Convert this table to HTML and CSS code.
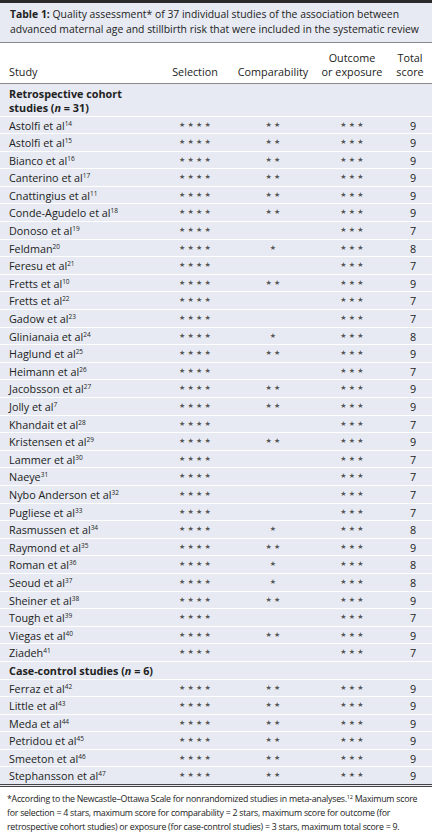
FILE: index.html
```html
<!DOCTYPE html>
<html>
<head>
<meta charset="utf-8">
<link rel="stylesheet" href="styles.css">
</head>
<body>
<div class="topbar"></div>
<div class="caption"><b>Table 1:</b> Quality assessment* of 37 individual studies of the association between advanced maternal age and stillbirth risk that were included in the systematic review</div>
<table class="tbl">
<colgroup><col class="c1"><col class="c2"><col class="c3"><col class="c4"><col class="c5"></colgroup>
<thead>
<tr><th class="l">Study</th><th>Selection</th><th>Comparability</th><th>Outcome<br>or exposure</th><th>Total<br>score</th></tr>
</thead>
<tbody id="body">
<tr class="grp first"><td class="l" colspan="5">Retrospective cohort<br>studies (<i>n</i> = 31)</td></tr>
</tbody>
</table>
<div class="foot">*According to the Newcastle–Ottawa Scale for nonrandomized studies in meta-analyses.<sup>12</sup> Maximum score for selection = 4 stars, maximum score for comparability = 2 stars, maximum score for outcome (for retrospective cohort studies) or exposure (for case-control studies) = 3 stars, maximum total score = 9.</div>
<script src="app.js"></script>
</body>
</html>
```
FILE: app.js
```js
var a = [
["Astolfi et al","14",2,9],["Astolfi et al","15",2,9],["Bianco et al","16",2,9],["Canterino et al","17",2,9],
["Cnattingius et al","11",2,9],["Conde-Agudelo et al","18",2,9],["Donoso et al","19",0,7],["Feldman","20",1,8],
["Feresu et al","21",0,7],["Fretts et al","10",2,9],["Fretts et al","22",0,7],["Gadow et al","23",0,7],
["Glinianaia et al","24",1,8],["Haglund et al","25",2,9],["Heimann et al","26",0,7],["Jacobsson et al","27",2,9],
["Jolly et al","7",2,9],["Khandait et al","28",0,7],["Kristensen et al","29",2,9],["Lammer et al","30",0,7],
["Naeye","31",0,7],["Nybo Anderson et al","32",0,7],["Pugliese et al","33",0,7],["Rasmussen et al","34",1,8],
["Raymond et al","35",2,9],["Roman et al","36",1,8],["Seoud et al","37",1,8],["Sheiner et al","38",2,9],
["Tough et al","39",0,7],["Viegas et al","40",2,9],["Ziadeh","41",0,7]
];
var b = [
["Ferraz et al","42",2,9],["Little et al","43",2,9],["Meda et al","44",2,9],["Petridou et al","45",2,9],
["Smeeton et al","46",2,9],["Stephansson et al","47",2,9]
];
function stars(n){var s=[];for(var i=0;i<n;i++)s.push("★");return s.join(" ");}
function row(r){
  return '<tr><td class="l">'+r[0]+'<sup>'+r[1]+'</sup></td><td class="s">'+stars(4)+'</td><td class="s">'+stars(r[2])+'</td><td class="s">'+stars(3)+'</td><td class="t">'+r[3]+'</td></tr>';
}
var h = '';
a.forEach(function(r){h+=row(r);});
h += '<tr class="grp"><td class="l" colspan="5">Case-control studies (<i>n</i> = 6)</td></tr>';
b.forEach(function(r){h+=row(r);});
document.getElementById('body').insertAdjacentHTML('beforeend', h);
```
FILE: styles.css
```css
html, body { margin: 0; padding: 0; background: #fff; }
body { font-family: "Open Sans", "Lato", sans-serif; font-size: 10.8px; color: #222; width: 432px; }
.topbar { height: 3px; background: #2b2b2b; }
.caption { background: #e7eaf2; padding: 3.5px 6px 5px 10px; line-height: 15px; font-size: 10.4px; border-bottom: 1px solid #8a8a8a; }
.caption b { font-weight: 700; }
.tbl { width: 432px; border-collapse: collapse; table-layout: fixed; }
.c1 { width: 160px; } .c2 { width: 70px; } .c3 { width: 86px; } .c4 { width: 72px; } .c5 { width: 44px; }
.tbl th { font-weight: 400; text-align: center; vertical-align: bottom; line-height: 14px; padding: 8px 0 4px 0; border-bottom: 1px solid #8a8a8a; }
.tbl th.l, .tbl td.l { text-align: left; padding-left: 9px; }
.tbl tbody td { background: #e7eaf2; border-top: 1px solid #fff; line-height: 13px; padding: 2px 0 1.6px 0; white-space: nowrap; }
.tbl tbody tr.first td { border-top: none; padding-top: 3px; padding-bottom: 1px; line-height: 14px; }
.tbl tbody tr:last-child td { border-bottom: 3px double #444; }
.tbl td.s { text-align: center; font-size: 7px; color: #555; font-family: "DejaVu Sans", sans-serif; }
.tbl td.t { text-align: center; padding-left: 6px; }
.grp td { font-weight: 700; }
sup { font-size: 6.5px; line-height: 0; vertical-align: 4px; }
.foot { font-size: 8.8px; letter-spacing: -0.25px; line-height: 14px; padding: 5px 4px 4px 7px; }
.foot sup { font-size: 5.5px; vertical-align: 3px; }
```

**Instructions to follow**. Set down all the data again exactly as above, pictures excluded.

**Written solution**.
Convert this table to HTML and CSS code.
FILE: index.html
```html
<!DOCTYPE html>
<html>
<head>
<meta charset="utf-8">
<link rel="stylesheet" href="styles.css">
</head>
<body>
<div class="topbar"></div>
<div class="caption"><b>Table 1:</b> Quality assessment* of 37 individual studies of the association between advanced maternal age and stillbirth risk that were included in the systematic review</div>
<table class="tbl">
<colgroup><col class="c1"><col class="c2"><col class="c3"><col class="c4"><col class="c5"></colgroup>
<thead>
<tr><th class="l">Study</th><th>Selection</th><th>Comparability</th><th>Outcome<br>or exposure</th><th>Total<br>score</th></tr>
</thead>
<tbody id="body">
<tr class="grp first"><td class="l" colspan="5">Retrospective cohort<br>studies (<i>n</i> = 31)</td></tr>
</tbody>
</table>
<div class="foot">*According to the Newcastle–Ottawa Scale for nonrandomized studies in meta-analyses.<sup>12</sup> Maximum score for selection = 4 stars, maximum score for comparability = 2 stars, maximum score for outcome (for retrospective cohort studies) or exposure (for case-control studies) = 3 stars, maximum total score = 9.</div>
<script src="app.js"></script>
</body>
</html>
```
FILE: app.js
```js
var a = [
["Astolfi et al","14",2,9],["Astolfi et al","15",2,9],["Bianco et al","16",2,9],["Canterino et al","17",2,9],
["Cnattingius et al","11",2,9],["Conde-Agudelo et al","18",2,9],["Donoso et al","19",0,7],["Feldman","20",1,8],
["Feresu et al","21",0,7],["Fretts et al","10",2,9],["Fretts et al","22",0,7],["Gadow et al","23",0,7],
["Glinianaia et al","24",1,8],["Haglund et al","25",2,9],["Heimann et al","26",0,7],["Jacobsson et al","27",2,9],
["Jolly et al","7",2,9],["Khandait et al","28",0,7],["Kristensen et al","29",2,9],["Lammer et al","30",0,7],
["Naeye","31",0,7],["Nybo Anderson et al","32",0,7],["Pugliese et al","33",0,7],["Rasmussen et al","34",1,8],
["Raymond et al","35",2,9],["Roman et al","36",1,8],["Seoud et al","37",1,8],["Sheiner et al","38",2,9],
["Tough et al","39",0,7],["Viegas et al","40",2,9],["Ziadeh","41",0,7]
];
var b = [
["Ferraz et al","42",2,9],["Little et al","43",2,9],["Meda et al","44",2,9],["Petridou et al","45",2,9],
["Smeeton et al","46",2,9],["Stephansson et al","47",2,9]
];
function stars(n){var s=[];for(var i=0;i<n;i++)s.push("★");return s.join(" ");}
function row(r){
  return '<tr><td class="l">'+r[0]+'<sup>'+r[1]+'</sup></td><td class="s">'+stars(4)+'</td><td class="s">'+stars(r[2])+'</td><td class="s">'+stars(3)+'</td><td class="t">'+r[3]+'</td></tr>';
}
var h = '';
a.forEach(function(r){h+=row(r);});
h += '<tr class="grp"><td class="l" colspan="5">Case-control studies (<i>n</i> = 6)</td></tr>';
b.forEach(function(r){h+=row(r);});
document.getElementById('body').insertAdjacentHTML('beforeend', h);
```
FILE: styles.css
```css
html, body { margin: 0; padding: 0; background: #fff; }
body { font-family: "Open Sans", "Lato", sans-serif; font-size: 10.8px; color: #222; width: 432px; }
.topbar { height: 3px; background: #2b2b2b; }
.caption { background: #e7eaf2; padding: 3.5px 6px 5px 10px; line-height: 15px; font-size: 10.4px; border-bottom: 1px solid #8a8a8a; }
.caption b { font-weight: 700; }
.tbl { width: 432px; border-collapse: collapse; table-layout: fixed; }
.c1 { width: 160px; } .c2 { width: 70px; } .c3 { width: 86px; } .c4 { width: 72px; } .c5 { width: 44px; }
.tbl th { font-weight: 400; text-align: center; vertical-align: bottom; line-height: 14px; padding: 8px 0 4px 0; border-bottom: 1px solid #8a8a8a; }
.tbl th.l, .tbl td.l { text-align: left; padding-left: 9px; }
.tbl tbody td { background: #e7eaf2; border-top: 1px solid #fff; line-height: 13px; padding: 2px 0 1.6px 0; white-space: nowrap; }
.tbl tbody tr.first td { border-top: none; padding-top: 3px; padding-bottom: 1px; line-height: 14px; }
.tbl tbody tr:last-child td { border-bottom: 3px double #444; }
.tbl td.s { text-align: center; font-size: 7px; color: #555; font-family: "DejaVu Sans", sans-serif; }
.tbl td.t { text-align: center; padding-left: 6px; }
.grp td { font-weight: 700; }
sup { font-size: 6.5px; line-height: 0; vertical-align: 4px; }
.foot { font-size: 8.8px; letter-spacing: -0.25px; line-height: 14px; padding: 5px 4px 4px 7px; }
.foot sup { font-size: 5.5px; vertical-align: 3px; }
```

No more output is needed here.